──────── PROVIDED ENTRIES

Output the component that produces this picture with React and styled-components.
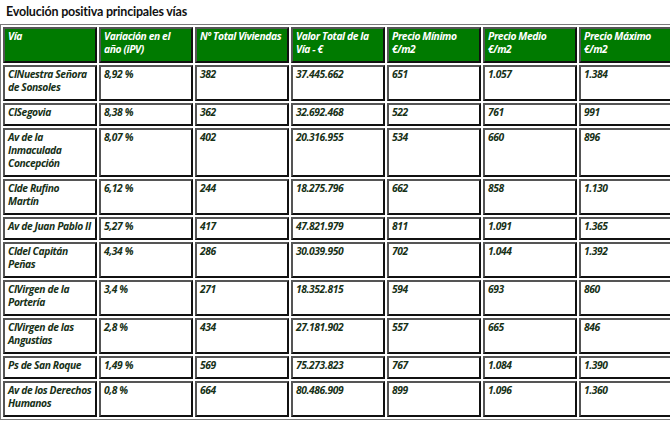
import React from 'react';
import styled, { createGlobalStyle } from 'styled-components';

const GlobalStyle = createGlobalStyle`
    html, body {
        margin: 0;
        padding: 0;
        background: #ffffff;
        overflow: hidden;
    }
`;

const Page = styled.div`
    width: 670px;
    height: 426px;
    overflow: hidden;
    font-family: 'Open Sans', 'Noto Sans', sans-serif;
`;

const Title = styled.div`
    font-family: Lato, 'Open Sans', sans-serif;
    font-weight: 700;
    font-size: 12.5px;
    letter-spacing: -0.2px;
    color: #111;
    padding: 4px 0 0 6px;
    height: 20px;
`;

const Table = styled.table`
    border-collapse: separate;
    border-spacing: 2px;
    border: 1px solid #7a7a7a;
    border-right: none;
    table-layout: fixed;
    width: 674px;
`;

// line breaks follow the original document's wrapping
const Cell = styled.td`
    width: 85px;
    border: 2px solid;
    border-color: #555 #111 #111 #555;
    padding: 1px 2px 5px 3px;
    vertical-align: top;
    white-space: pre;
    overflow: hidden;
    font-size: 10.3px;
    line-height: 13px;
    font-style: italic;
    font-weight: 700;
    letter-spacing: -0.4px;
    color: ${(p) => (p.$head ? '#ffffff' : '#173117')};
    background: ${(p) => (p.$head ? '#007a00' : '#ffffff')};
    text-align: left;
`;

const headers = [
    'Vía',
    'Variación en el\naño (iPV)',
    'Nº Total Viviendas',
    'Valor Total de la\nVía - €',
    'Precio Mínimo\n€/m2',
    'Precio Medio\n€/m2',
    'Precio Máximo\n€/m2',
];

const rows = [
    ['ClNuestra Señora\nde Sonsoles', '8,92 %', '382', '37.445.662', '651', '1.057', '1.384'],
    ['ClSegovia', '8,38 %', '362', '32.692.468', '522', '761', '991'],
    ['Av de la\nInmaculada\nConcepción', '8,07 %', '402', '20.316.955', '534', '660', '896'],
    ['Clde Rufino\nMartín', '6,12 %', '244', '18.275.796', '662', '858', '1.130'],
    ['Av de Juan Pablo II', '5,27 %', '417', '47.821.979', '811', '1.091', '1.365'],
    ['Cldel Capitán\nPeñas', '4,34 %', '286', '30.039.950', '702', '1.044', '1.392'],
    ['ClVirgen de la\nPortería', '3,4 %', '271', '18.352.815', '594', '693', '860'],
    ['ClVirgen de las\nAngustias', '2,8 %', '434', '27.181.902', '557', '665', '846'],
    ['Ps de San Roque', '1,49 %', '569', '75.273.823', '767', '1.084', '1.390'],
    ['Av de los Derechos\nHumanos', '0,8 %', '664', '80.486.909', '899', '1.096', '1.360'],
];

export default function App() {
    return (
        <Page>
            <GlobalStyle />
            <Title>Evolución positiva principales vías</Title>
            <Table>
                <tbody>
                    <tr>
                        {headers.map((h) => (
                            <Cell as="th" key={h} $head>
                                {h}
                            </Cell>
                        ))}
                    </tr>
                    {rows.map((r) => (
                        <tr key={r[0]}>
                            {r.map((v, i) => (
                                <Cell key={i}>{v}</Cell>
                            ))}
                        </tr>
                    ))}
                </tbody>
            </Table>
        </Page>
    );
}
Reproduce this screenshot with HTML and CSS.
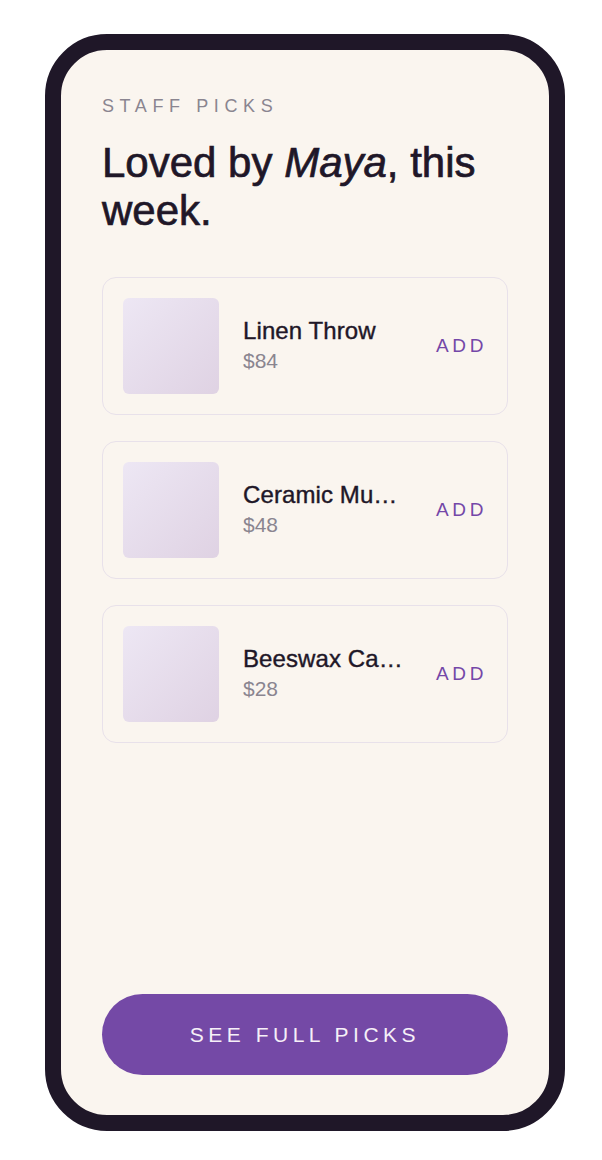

────────────────

## GOAL
Repeat the records above exactly, omitting every picture.

## EXPECTED ANSWER
Output the component that produces this picture with React and styled-components.
import React from 'react';
import styled, { createGlobalStyle } from 'styled-components';

const GlobalStyle = createGlobalStyle`
    html, body {
        margin: 0;
        padding: 0;
        background: #ffffff;
        overflow: hidden;
    }
`;

const Page = styled.div`
    width: 670px;
    height: 426px;
    overflow: hidden;
    font-family: 'Open Sans', 'Noto Sans', sans-serif;
`;

const Title = styled.div`
    font-family: Lato, 'Open Sans', sans-serif;
    font-weight: 700;
    font-size: 12.5px;
    letter-spacing: -0.2px;
    color: #111;
    padding: 4px 0 0 6px;
    height: 20px;
`;

const Table = styled.table`
    border-collapse: separate;
    border-spacing: 2px;
    border: 1px solid #7a7a7a;
    border-right: none;
    table-layout: fixed;
    width: 674px;
`;

// line breaks follow the original document's wrapping
const Cell = styled.td`
    width: 85px;
    border: 2px solid;
    border-color: #555 #111 #111 #555;
    padding: 1px 2px 5px 3px;
    vertical-align: top;
    white-space: pre;
    overflow: hidden;
    font-size: 10.3px;
    line-height: 13px;
    font-style: italic;
    font-weight: 700;
    letter-spacing: -0.4px;
    color: ${(p) => (p.$head ? '#ffffff' : '#173117')};
    background: ${(p) => (p.$head ? '#007a00' : '#ffffff')};
    text-align: left;
`;

const headers = [
    'Vía',
    'Variación en el\naño (iPV)',
    'Nº Total Viviendas',
    'Valor Total de la\nVía - €',
    'Precio Mínimo\n€/m2',
    'Precio Medio\n€/m2',
    'Precio Máximo\n€/m2',
];

const rows = [
    ['ClNuestra Señora\nde Sonsoles', '8,92 %', '382', '37.445.662', '651', '1.057', '1.384'],
    ['ClSegovia', '8,38 %', '362', '32.692.468', '522', '761', '991'],
    ['Av de la\nInmaculada\nConcepción', '8,07 %', '402', '20.316.955', '534', '660', '896'],
    ['Clde Rufino\nMartín', '6,12 %', '244', '18.275.796', '662', '858', '1.130'],
    ['Av de Juan Pablo II', '5,27 %', '417', '47.821.979', '811', '1.091', '1.365'],
    ['Cldel Capitán\nPeñas', '4,34 %', '286', '30.039.950', '702', '1.044', '1.392'],
    ['ClVirgen de la\nPortería', '3,4 %', '271', '18.352.815', '594', '693', '860'],
    ['ClVirgen de las\nAngustias', '2,8 %', '434', '27.181.902', '557', '665', '846'],
    ['Ps de San Roque', '1,49 %', '569', '75.273.823', '767', '1.084', '1.390'],
    ['Av de los Derechos\nHumanos', '0,8 %', '664', '80.486.909', '899', '1.096', '1.360'],
];

export default function App() {
    return (
        <Page>
            <GlobalStyle />
            <Title>Evolución positiva principales vías</Title>
            <Table>
                <tbody>
                    <tr>
                        {headers.map((h) => (
                            <Cell as="th" key={h} $head>
                                {h}
                            </Cell>
                        ))}
                    </tr>
                    {rows.map((r) => (
                        <tr key={r[0]}>
                            {r.map((v, i) => (
                                <Cell key={i}>{v}</Cell>
                            ))}
                        </tr>
                    ))}
                </tbody>
            </Table>
        </Page>
    );
}
Reproduce this screenshot with HTML and CSS.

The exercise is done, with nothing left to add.